Это обособление законодательных постановлений верховной власти от других Высочайших повелений, не имеющих законодательная характера, выразилось в учреждении государственного совета, как установления, нарочито приуроченного к осуществлению законодательной функции.
Такое значение государственного совета сложилось на деле, так сказать, силою вещей. Сперанский, по плану которого выработано было образование совета 1810 г., видел в совете лишь первое начало задуманного им государственного преобразования. Если бы весь план Сперанского осуществился, государственный совет не мог бы стать органом законодательным.
Эта функция перешла бы тогда к государственной думе, а государственный совет, подобно французскому conseil d’état, стал бы только правительственным советом. Но предположение об учреждении государственной думы, как законодательного собрания, не осуществилось.
Законодательная функция сосредоточилась в государственном совете, а учреждением, содействующем государю в осуществлении его собственно правительственных функций, стал комитет министров, к которому и перешли все административные дела, отнесенные Сперанским к ведению совета.

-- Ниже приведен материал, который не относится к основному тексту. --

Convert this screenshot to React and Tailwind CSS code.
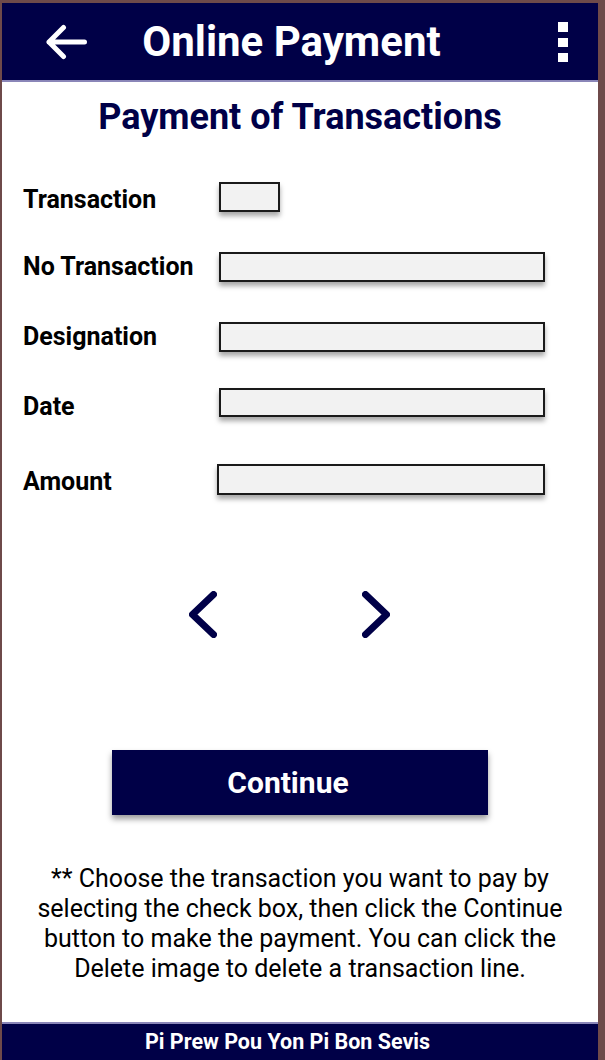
import React from "react";

const Row = ({ label, boxW = "w-[326px]", boxH = "h-[30px]", mt, labelShift = "", boxShift = "" }) => (
  <div className={`flex items-center ${mt}`}>
    <div className={`w-[217px] pl-[21px] text-[25px] font-bold leading-[30px] text-black ${labelShift}`}>{label}</div>
    <div
      className={`${boxW} ${boxH} ${boxShift} border-2 border-[#1a1a1a] bg-[#f2f2f2] shadow-[0_4px_5px_rgba(0,0,0,0.35)]`}
    />
  </div>
);

export default function App() {
  return (
    <div
      className="w-[605px] h-[1060px] bg-[#6e4a4a] pl-[2px] pt-[3px] pr-[7px] overflow-hidden"
      style={{ fontFamily: "Roboto, 'Noto Sans', sans-serif" }}
    >
      <div className="flex h-full flex-col bg-white">
        <header className="flex h-[79px] items-center bg-[#000047] border-b-2 border-[#8a86b8] pl-[44px] pr-[30px]">
          <svg width="41" height="36" viewBox="0 0 41 36" fill="none" stroke="white" strokeWidth="5" strokeLinecap="round" strokeLinejoin="round">
            <path d="M38.5 18H3M17.5 3.5L3 18l14.5 14.5" />
          </svg>
          <h1 className="flex-1 pr-[62px] text-center text-[42px] font-bold leading-none text-white">Online Payment</h1>
          <div className="flex flex-col gap-[6px] pt-[1px]">
            <div className="h-[10px] w-[10px] bg-white" />
            <div className="h-[9px] w-[10px] bg-white" />
            <div className="h-[9px] w-[10px] bg-white" />
          </div>
        </header>

        <h2 className="mt-[15px] text-center text-[36px] font-bold leading-[40px] text-[#000048]">Payment of Transactions</h2>

        <div className="flex flex-col">
          <Row label="Transaction" boxW="w-[61px]" mt="mt-[45px]" labelShift="translate-y-[3px]" />
          <Row label="No Transaction" mt="mt-[40px]" />
          <Row label="Designation" mt="mt-[40px]" />
          <Row label="Date" boxH="h-[29px]" mt="mt-[35px]" labelShift="translate-y-[5px]" />
          <Row label="Amount" boxW="w-[328px]" boxH="h-[31px]" mt="mt-[47px]" labelShift="translate-y-[2px]" boxShift="-ml-[2px]" />
        </div>

        <div className="mt-[96px] flex justify-center gap-[145px] pr-[22px]">
          <svg width="28" height="47" viewBox="0 0 28 47" fill="none" stroke="#000048" strokeWidth="7" strokeLinecap="round" strokeLinejoin="round">
            <path d="M24.5 3.5L3.5 23.5l21 20" />
          </svg>
          <svg width="28" height="47" viewBox="0 0 28 47" fill="none" stroke="#000048" strokeWidth="7" strokeLinecap="round" strokeLinejoin="round">
            <path d="M3.5 3.5l21 20-21 20" />
          </svg>
        </div>

        <div className="mt-[112px] flex justify-center">
          <button className="h-[65px] w-[376px] bg-[#000047] pr-[24px] text-[30px] font-bold text-white shadow-[0_4px_6px_rgba(0,0,0,0.4)]">
            Continue
          </button>
        </div>

        <p className="mt-[49px] px-[22px] text-center text-[25px] leading-[30px] text-black">
          ** Choose the transaction you want to pay by selecting the check box, then click the Continue button to make the payment. You can click the Delete image to delete a transaction line.
        </p>

        <footer className="mt-auto flex h-[38px] items-center justify-center border-t-2 border-[#8a86b8] bg-[#000047] pr-[25px] text-[21.5px] font-bold text-white">
          Pi Prew Pou Yon Pi Bon Sevis
        </footer>
      </div>
    </div>
  );
}
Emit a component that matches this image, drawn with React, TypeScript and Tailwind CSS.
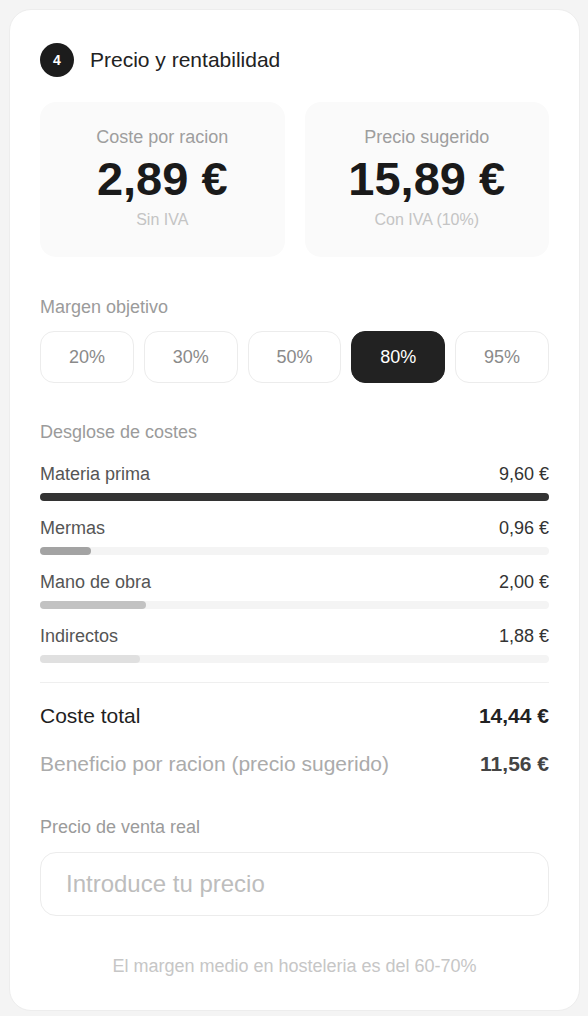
import React from "react";

const rows = [
  { label: "Materia prima", value: 9.6, text: "9,60 €", color: "bg-[#333333]" },
  { label: "Mermas", value: 0.96, text: "0,96 €", color: "bg-[#a3a3a3]" },
  { label: "Mano de obra", value: 2.0, text: "2,00 €", color: "bg-[#c2c2c2]" },
  { label: "Indirectos", value: 1.88, text: "1,88 €", color: "bg-[#e0e0e0]" },
];

const margins = ["20%", "30%", "50%", "80%", "95%"];

export default function App() {
  const max = Math.max(...rows.map((r) => r.value));
  return (
    <div
      className="min-h-[1016px] w-[588px] bg-[#f4f4f4] pt-[9px]"
      style={{ fontFamily: '"Liberation Sans", Arial, sans-serif' }}
    >
      <div className="ml-[9px] w-[571px] rounded-[22px] border border-[#ededed] bg-white px-[30px] pb-[32px] pt-[33px]">
        {/* Header */}
        <div className="flex h-[34px] items-center">
          <div className="flex h-[34px] w-[34px] items-center justify-center rounded-full bg-[#1c1c1c] text-[14px] font-bold text-white">
            4
          </div>
          <div className="ml-[16px] text-[21px] leading-[34px] text-[#222222]">
            Precio y rentabilidad
          </div>
        </div>

        {/* Stats */}
        <div className="mt-[25px] grid grid-cols-2 gap-[20px]">
          <div className="flex h-[155px] flex-col items-center rounded-[16px] bg-[#fafafa] pt-[23px]">
            <div className="text-[18px] leading-[24px] text-[#9e9e9e]">Coste por racion</div>
            <div className="mt-[5px] text-[47px] font-bold leading-[50px] text-[#1a1a1a]">2,89 €</div>
            <div className="mt-[6px] text-[16px] leading-[20px] text-[#c4c4c4]">Sin IVA</div>
          </div>
          <div className="flex h-[155px] flex-col items-center rounded-[16px] bg-[#fafafa] pt-[23px]">
            <div className="text-[18px] leading-[24px] text-[#9e9e9e]">Precio sugerido</div>
            <div className="mt-[5px] text-[47px] font-bold leading-[50px] text-[#1a1a1a]">15,89 €</div>
            <div className="mt-[6px] text-[16px] leading-[20px] text-[#c4c4c4]">Con IVA (10%)</div>
          </div>
        </div>

        {/* Margen objetivo */}
        <div className="mt-[38px] text-[18px] leading-[24px] text-[#9b9b9b]">Margen objetivo</div>
        <div className="mt-[12px] grid grid-cols-5 gap-[10px]">
          {margins.map((m) => {
            const active = m === "80%";
            return (
              <div
                key={m}
                className={
                  active
                    ? "flex h-[52px] items-center justify-center rounded-[14px] border border-[#222222] bg-[#222222] text-[18px] text-white"
                    : "flex h-[52px] items-center justify-center rounded-[14px] border border-[#ececec] bg-white text-[18px] text-[#8a8a8a]"
                }
              >
                {m}
              </div>
            );
          })}
        </div>

        {/* Desglose */}
        <div className="mt-[37px] text-[18px] leading-[24px] text-[#9b9b9b]">Desglose de costes</div>
        <div className="mt-[18px] flex flex-col gap-[15px]">
          {rows.map((r) => (
            <div key={r.label}>
              <div className="flex items-center justify-between text-[18px] leading-[24px]">
                <span className="text-[#555555]">{r.label}</span>
                <span className="text-[#333333]">{r.text}</span>
              </div>
              <div className="mt-[7px] h-[8px] w-full rounded-full bg-[#f4f4f4]">
                <div
                  className={"h-[8px] rounded-full " + r.color}
                  style={{ width: `${(r.value / max) * 100}%` }}
                />
              </div>
            </div>
          ))}
        </div>

        <div className="mt-[19px] h-px bg-[#efefef]" />

        {/* Totals */}
        <div className="mt-[19px] flex items-center justify-between text-[21px] leading-[28px]">
          <span className="text-[#1f1f1f]">Coste total</span>
          <span className="font-bold text-[#222222]">14,44 €</span>
        </div>
        <div className="mt-[20px] flex items-center justify-between text-[21px] leading-[28px]">
          <span className="text-[#ababab]">Beneficio por racion (precio sugerido)</span>
          <span className="font-bold text-[#444444]">11,56 €</span>
        </div>

        {/* Precio de venta real */}
        <div className="mt-[37px] text-[18px] leading-[24px] text-[#9b9b9b]">Precio de venta real</div>
        <input
          type="text"
          placeholder="Introduce tu precio"
          className="mt-[13px] h-[64px] w-full rounded-[16px] border border-[#ececec] bg-white px-[25px] text-[24px] text-[#333333] outline-none placeholder:text-[#bdbdbd]"
          style={{ fontFamily: '"Liberation Sans", Arial, sans-serif' }}
        />

        <div className="mt-[38px] text-center text-[18px] leading-[24px] text-[#c6c6c6]">
          El margen medio en hosteleria es del 60-70%
        </div>
      </div>
    </div>
  );
}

В виду того, что разграничение законодательства и исполнения не осуществилось в той форме, какую имел в виду Сперанский, он игнорировал установившееся на деле разграничение в форме обособления совета и комитета, и в своих беседах о законах утверждает, что “различие между законами и повелениями неприметно в образе их исполнения”[5].
В силу того авторитета, какой естественно имеет мнение Сперанского, как составителя Свода Законов, высказанное им отрицание различия между законами и повелениями сделалось господствующим в нашей юридической литературе.
Однако, в Основных Законах совершенно ясно высказалось стремление провести различие между законами и другими Высочайшими повелениями. Поэтому, нельзя не согласиться с мнением проф. Градовского, что по нашему действующему праву не всякое изъявление Высочайшей воли имеет силу закона, а только облеченное в определенную форму.
Но в чем же заключается отличительная форма законов по нашему праву? Разрешение этого вопроса надо, конечно, искать в том отделе Основных Законов, в котором говорится “о составлении законов”. Отдел этот образуют ст. 49‑52 и в одной из них, именно 50‑й, сказано, что “все предначертания законов рассматриваются в государственном совете”.
Следовательно, предварительное рассмотрение дела в государственном совете и следует считать отличительным признаком закона. И в самом деле, в нашей административной практике “законодательным порядком” обозначается именно проведение дела чрез государственный совет.
Если так, то Высочайшие повеления, состоявшиеся без предварительного рассмотрения дела в совете, должны быть признаны изъявлениями Высочайшей воли в порядке управления, а не законами.
(Дополнение. Установить формальное отличие закона от иных актов Верховной власти при господстве в России конституционно-монархического строя не представляется затруднительными по точному смыслу статьи 86 Основных Законов, никакой новый закон не может последовать без одобрения Государственного Совета и Государственной Думы и принять силу без утверждения Государя Императора.
Таким образом формальным признаком закона по действующему русскому праву является соучастие в его издании монарха, Государственного Совета и Государственной Думы.
И, если ст. 84 Основных Законов, перефразируя бывшую ст. 47, говорит, что “Империя Российская управляется на твердых основаниях законов, изданных в установленном порядке”, то под законами в ней разумеются именно акты власти, этим формальным признаком обладающие).
Для полноты обеспечения законности недостаточно, однако, установления различных форм для изъявления Высочайшей воли в порядке законодательном и в порядке управления. Необходимо сверх того предупредить возможность смешения и слияния этих форм на практике. А это возможно лишь одним путем – отделением судебной власти от власти законодательной и власти исполнительной.
Судебная власть призвана решать все споры о праве и в том числе, конечно, вопрос о том, что составляет в данное время действующий закон? Если функция эта в своем осуществлении соединяется с функцией законодательной, то невозможно будет на практике строго выдержать разграничение изъявлений Высочайшей воли в законодательном порядке и в порядке управления.
Только тогда, если истолкование раз изданного закона будет предоставлено независимо организованным судам, возможно будет обеспечить строгое разграничение законов и других актов Высочайшей воли. Для подзаконного суда текст закона безусловно обязателен, для самой же верховной власти он не может иметь такого значения.
До царствования Александра II судебная власть у нас не была отделена от законодательной. Судебные дела зауряд восходили до государственного совета и решались Верховной властью. Отсюда получилось то неудобство, что судебные решения получали форму и авторитет закона.
Судебная реформа 1864 года изменила это положение, отделив судебную власть от законодательной, и тем установила новое обеспечение законности в нашем государственном строе и вместе с тем с особенной силой выдвинула значение различия законов и других Высочайших повелений[6].
[1] О законах, Сборник Русск. Ист. Общ., т. XXX, стр. 371.
[2] Начала, т. І, стр. 3 (Собрание сочинений, т. 7).
[3] См. Жданов. Русский былевой эпос. 1895, стр. 93, 114.
[4] Русские юридические древности. Т. II, вып. 2,1896, стр. 587, 616.
[5] Сборник Русск. Истор. Общ., т. XXX, стр. 378.
[6] Смотри об этом подробности во II томе, § 3, и в Указе и законе ст. 289‑ 357.